Consistent Posterior Distributions under Vessel-Mixing: A Regularization for Cross-Domain Retinal Artery/Vein Classification

TL;DR

This paper introduces a vessel-mixing regularization method to improve cross-domain retinal artery/vein classification, enhancing model robustness against domain shifts caused by different imaging protocols.

Contribution

The paper proposes a novel vessel-mixing based consistency regularization framework that improves cross-domain retinal A/V classification by enhancing model robustness to domain shifts.

Findings

Achieves state-of-the-art cross-domain performance.

Close to fully supervised upper bound on target domain.

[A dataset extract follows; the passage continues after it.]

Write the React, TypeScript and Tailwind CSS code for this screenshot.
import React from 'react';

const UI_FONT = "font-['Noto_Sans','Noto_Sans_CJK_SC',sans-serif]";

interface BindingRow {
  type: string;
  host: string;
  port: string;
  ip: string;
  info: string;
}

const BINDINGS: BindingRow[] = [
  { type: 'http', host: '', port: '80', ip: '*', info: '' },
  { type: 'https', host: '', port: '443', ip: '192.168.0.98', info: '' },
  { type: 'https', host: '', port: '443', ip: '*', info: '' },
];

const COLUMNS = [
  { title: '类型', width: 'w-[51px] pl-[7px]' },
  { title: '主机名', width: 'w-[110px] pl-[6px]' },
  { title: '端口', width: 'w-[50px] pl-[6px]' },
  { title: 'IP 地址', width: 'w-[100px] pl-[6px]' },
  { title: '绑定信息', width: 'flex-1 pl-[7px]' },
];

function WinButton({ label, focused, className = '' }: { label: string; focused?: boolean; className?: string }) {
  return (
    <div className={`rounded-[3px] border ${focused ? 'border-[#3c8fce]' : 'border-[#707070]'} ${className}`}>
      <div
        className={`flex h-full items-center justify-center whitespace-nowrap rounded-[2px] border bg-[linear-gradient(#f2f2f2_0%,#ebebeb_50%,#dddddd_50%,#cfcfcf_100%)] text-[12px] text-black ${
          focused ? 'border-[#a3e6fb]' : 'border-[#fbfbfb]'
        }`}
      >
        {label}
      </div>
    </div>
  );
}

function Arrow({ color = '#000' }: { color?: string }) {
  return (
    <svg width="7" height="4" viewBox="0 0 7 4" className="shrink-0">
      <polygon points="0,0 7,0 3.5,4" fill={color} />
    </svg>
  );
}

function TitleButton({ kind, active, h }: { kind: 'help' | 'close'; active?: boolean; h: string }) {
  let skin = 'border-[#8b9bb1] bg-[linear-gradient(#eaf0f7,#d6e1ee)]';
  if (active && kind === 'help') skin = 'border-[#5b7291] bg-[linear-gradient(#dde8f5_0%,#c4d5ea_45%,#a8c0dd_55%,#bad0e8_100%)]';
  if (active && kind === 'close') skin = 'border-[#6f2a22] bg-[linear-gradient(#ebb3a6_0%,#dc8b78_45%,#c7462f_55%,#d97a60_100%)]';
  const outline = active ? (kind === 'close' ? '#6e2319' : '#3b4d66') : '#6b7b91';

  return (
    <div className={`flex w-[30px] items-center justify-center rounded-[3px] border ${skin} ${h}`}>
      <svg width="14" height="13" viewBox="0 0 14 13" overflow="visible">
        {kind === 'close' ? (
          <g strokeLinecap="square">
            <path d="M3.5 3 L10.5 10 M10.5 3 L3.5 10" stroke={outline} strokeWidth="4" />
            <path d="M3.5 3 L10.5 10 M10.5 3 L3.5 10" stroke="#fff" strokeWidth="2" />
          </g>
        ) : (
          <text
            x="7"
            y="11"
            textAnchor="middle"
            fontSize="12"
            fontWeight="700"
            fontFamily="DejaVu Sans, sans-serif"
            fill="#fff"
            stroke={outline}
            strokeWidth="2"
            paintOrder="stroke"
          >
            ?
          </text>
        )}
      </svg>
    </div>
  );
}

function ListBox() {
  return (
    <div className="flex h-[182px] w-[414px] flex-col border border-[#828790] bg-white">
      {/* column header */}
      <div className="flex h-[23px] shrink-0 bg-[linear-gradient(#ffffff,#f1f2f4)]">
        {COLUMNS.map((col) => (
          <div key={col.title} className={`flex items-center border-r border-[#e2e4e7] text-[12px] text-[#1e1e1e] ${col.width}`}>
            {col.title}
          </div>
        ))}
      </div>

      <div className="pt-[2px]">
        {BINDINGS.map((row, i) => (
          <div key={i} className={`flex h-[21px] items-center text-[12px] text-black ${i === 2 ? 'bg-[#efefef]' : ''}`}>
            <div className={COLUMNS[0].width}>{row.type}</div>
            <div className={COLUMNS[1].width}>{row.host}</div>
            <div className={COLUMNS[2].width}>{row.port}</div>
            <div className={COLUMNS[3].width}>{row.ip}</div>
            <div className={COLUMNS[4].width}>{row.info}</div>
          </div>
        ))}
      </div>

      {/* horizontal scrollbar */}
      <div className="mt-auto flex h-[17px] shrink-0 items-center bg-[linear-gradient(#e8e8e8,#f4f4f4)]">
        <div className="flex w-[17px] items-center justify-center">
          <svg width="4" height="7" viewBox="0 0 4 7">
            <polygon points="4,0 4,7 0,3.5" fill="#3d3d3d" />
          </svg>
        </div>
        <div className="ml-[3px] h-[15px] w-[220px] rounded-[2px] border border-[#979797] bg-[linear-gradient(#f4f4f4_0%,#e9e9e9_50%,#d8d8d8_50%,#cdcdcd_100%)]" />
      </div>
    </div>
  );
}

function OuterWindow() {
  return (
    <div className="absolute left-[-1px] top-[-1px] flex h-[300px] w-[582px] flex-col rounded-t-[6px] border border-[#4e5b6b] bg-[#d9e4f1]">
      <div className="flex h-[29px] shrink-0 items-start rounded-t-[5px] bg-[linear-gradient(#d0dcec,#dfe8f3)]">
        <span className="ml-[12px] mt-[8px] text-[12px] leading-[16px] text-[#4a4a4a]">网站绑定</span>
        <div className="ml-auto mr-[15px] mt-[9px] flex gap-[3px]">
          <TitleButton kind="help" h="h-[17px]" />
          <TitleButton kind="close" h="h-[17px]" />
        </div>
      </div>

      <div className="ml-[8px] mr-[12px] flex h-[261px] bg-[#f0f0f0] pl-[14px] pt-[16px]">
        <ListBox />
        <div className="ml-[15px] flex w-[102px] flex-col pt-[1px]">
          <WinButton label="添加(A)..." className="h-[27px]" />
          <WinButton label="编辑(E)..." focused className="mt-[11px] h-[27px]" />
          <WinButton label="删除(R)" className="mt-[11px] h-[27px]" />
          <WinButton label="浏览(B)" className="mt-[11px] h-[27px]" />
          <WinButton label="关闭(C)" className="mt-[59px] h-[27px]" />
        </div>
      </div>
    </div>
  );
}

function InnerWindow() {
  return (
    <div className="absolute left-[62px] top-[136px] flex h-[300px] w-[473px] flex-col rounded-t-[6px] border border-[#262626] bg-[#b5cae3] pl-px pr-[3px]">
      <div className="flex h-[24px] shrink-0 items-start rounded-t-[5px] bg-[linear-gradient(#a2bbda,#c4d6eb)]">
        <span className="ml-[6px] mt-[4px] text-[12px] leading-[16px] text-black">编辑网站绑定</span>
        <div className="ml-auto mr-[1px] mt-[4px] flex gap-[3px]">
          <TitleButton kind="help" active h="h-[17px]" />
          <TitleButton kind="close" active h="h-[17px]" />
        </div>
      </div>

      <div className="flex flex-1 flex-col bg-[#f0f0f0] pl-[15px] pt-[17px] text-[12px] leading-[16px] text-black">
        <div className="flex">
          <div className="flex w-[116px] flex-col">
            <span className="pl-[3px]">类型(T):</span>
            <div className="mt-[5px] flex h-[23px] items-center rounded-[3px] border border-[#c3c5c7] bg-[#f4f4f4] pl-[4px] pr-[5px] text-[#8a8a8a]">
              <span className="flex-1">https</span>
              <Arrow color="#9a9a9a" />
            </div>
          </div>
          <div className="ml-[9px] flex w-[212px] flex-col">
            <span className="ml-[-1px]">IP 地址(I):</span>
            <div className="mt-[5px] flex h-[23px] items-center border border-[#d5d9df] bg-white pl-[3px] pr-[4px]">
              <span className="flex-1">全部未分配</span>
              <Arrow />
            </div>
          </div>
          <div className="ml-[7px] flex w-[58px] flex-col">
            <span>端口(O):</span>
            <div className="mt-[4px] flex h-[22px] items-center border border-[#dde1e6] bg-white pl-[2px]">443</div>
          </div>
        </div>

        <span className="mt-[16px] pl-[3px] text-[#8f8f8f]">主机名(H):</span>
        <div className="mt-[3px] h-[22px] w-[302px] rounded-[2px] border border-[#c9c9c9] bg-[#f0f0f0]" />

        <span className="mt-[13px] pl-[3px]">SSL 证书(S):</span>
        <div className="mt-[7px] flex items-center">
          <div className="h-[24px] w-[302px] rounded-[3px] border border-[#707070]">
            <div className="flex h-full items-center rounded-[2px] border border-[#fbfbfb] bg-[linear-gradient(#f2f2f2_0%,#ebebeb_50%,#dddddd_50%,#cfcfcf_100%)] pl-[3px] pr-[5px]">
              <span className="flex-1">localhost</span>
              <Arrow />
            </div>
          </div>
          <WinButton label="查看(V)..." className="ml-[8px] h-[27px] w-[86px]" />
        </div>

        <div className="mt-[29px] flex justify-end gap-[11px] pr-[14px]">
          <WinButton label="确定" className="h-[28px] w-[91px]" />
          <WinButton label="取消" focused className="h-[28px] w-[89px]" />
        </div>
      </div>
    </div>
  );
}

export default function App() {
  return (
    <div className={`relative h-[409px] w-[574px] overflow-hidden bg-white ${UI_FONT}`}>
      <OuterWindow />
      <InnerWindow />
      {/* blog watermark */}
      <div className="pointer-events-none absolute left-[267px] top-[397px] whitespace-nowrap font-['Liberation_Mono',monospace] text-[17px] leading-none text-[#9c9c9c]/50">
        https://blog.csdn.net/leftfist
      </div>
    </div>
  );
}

Effective in handling diverse datasets from different institutions.

Abstract

Retinal artery/vein (A/V) classification is a critical technique for diagnosing diabetes and cardiovascular diseases. Although deep learning based methods achieve impressive results in A/V classification, their performances usually degrade severely when being directly applied to another database, due to the domain shift, e.g., caused by the variations in imaging protocols. In this paper, we propose a novel vessel-mixing based consistency regularization framework, for cross-domain learning in retinal A/V classification. Specially, to alleviate the severe bias to source domain, based on the label smooth prior, the model is regularized to give consistent predictions for unlabeled target-domain inputs that are under perturbation. This consistency regularization implicitly introduces a mechanism where the model and the perturbation is opponent to each other, where the model is pushed to be robust enough to cope with the perturbation. Thus, we investigate a more difficult opponent to further inspire the robustness of model, in the scenario of retinal A/V, called vessel-mixing perturbation. Specially, it effectively disturbs the fundus images especially the vessel structures by mixing two images regionally. We conduct extensive experiments on cross-domain A/V classification using four public datasets, which are collected by diverse institutions and imaging devices. The results demonstrate that our method achieves the state-of-the-art cross-domain performance, which is also close to the upper bound obtained by fully supervised learning on target domain.